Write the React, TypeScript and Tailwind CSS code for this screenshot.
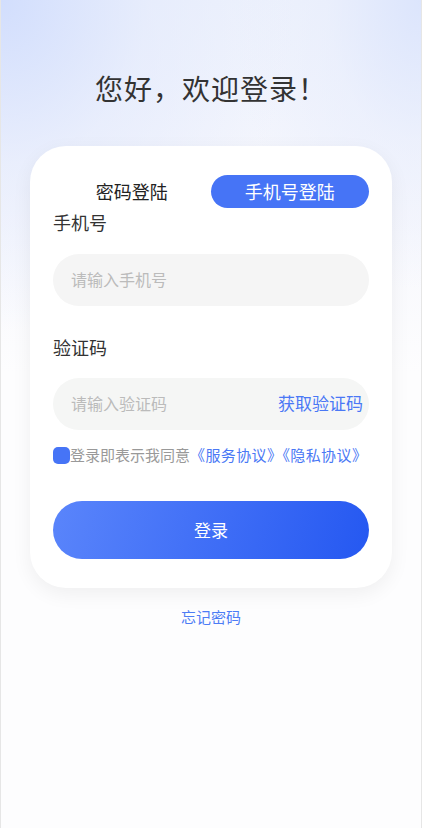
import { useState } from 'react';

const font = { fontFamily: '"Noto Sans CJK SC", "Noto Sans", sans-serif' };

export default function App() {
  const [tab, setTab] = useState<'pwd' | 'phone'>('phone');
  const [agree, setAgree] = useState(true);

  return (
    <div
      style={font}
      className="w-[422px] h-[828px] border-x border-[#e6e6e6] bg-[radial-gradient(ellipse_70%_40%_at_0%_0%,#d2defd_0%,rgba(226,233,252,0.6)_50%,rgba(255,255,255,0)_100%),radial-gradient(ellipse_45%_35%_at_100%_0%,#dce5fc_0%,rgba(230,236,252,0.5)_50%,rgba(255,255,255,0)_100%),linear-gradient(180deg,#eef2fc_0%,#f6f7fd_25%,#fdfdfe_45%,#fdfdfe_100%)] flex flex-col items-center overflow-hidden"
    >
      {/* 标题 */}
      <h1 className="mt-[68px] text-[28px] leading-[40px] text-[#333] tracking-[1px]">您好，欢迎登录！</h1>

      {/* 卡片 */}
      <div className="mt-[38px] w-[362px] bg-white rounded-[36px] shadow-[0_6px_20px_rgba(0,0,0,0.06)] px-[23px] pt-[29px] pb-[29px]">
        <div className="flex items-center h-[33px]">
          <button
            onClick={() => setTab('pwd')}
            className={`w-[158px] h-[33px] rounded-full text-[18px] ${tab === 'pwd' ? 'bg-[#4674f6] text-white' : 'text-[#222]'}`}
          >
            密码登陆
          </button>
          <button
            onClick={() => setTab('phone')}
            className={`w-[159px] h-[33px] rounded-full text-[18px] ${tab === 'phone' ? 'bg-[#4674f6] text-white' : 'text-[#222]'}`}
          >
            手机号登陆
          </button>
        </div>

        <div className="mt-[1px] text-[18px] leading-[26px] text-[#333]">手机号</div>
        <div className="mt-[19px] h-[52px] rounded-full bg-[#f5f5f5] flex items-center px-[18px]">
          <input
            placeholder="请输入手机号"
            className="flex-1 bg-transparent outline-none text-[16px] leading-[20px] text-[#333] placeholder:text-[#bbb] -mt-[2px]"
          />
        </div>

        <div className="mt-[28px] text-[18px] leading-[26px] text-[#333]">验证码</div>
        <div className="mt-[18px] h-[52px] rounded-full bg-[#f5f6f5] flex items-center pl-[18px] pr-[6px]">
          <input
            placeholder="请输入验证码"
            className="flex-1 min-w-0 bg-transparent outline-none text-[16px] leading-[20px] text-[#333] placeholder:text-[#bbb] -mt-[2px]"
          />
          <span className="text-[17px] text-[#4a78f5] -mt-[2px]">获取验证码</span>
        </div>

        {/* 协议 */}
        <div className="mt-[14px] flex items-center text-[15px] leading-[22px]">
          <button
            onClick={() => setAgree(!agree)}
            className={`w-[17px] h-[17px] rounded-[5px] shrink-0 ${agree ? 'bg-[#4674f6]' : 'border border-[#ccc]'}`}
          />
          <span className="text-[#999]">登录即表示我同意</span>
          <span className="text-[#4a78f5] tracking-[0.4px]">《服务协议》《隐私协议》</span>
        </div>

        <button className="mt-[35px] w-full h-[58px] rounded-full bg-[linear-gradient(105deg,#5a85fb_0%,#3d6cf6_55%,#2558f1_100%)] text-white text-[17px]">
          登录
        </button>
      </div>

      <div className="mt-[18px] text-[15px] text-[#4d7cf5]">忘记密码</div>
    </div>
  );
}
------------
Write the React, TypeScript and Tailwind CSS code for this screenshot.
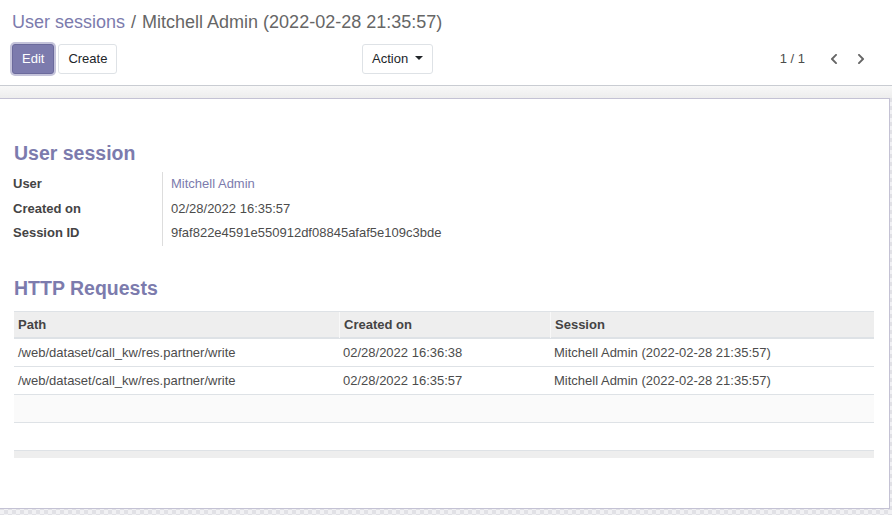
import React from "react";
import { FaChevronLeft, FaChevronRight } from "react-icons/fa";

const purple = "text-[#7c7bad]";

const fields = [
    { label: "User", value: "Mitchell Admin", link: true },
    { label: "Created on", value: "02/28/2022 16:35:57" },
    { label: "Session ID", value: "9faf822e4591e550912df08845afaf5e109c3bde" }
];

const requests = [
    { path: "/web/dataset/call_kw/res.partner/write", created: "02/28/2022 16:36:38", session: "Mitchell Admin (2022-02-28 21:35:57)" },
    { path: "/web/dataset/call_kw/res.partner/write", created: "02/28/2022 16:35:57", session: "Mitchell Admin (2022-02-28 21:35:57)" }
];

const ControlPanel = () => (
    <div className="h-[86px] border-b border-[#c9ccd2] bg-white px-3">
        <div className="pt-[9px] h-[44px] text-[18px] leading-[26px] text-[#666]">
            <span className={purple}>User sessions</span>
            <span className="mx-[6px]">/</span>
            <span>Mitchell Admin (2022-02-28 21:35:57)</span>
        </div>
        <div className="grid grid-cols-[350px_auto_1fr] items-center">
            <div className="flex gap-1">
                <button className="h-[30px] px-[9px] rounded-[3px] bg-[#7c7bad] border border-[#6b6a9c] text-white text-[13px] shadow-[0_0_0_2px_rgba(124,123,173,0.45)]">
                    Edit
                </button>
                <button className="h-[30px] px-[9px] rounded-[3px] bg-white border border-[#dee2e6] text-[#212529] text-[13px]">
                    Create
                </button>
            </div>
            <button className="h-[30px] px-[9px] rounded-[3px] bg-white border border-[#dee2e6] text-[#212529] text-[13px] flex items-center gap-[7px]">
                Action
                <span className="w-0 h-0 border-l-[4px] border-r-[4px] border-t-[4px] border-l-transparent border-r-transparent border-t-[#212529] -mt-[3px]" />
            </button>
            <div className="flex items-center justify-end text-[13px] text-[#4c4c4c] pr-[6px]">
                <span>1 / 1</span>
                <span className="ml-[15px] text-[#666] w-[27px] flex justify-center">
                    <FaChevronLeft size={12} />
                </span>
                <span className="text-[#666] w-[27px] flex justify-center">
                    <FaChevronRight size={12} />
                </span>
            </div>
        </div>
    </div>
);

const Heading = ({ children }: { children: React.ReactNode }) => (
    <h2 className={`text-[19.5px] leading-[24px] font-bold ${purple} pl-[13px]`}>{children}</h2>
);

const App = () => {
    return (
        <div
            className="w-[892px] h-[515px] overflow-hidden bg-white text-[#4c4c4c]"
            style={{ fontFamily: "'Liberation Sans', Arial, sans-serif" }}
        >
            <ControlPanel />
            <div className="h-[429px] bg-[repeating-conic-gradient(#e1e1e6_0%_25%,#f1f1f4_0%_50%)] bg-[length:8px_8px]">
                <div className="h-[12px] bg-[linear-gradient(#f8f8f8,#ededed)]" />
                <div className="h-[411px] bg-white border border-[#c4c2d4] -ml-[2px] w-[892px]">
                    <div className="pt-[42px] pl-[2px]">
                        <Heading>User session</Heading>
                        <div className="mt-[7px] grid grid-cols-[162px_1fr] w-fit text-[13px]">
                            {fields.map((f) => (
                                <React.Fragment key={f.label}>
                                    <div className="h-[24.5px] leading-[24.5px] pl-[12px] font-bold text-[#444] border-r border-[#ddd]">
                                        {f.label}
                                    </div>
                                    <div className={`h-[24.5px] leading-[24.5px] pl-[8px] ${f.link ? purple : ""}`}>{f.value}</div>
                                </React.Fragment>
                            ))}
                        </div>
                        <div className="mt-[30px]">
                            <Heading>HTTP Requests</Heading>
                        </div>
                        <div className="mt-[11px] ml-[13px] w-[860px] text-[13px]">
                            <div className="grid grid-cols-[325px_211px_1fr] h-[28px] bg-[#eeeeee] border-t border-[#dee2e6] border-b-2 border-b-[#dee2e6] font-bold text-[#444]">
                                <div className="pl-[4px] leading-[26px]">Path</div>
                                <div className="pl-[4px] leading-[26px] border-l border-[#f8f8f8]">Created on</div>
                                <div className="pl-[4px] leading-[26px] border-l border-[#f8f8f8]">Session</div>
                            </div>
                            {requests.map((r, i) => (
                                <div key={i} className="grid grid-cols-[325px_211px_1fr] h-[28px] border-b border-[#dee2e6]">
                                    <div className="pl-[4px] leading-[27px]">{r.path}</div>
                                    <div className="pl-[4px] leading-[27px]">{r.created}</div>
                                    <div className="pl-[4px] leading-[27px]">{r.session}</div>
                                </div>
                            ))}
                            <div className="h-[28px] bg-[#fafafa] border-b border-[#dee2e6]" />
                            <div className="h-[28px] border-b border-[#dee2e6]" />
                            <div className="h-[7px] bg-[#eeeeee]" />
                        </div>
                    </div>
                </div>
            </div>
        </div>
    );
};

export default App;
------------
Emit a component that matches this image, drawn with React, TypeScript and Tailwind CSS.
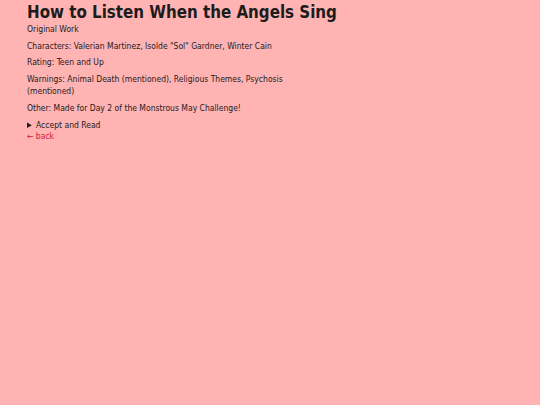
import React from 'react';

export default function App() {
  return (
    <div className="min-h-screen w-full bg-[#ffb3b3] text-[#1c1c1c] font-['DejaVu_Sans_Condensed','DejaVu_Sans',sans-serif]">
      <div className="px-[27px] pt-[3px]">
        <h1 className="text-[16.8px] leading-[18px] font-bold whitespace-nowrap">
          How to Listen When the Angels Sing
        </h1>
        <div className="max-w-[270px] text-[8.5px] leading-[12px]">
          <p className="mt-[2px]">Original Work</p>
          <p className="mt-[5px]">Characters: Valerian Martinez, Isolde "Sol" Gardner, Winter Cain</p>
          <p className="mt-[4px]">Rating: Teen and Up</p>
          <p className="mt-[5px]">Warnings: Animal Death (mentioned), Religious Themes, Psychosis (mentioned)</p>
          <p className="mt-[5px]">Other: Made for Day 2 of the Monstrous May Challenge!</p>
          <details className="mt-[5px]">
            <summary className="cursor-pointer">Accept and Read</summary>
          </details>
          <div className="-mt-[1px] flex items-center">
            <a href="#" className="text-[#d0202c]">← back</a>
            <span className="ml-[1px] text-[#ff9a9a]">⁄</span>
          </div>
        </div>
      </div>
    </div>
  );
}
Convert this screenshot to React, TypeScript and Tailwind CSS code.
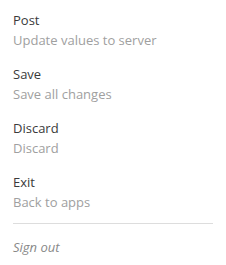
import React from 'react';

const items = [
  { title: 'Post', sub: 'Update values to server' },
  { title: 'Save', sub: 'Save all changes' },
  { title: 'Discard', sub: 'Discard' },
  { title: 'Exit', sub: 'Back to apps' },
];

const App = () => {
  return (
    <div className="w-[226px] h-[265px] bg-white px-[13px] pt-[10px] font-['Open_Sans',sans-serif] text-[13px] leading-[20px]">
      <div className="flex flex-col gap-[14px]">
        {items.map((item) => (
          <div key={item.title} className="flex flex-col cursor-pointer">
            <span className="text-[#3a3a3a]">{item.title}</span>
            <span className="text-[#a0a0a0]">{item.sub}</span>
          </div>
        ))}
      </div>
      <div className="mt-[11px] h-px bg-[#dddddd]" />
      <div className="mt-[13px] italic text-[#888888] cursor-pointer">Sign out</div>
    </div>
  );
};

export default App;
------------
● Short exercise: Tally how many lines in the material above hold the word "this". Write only that number.

● Answer below: 4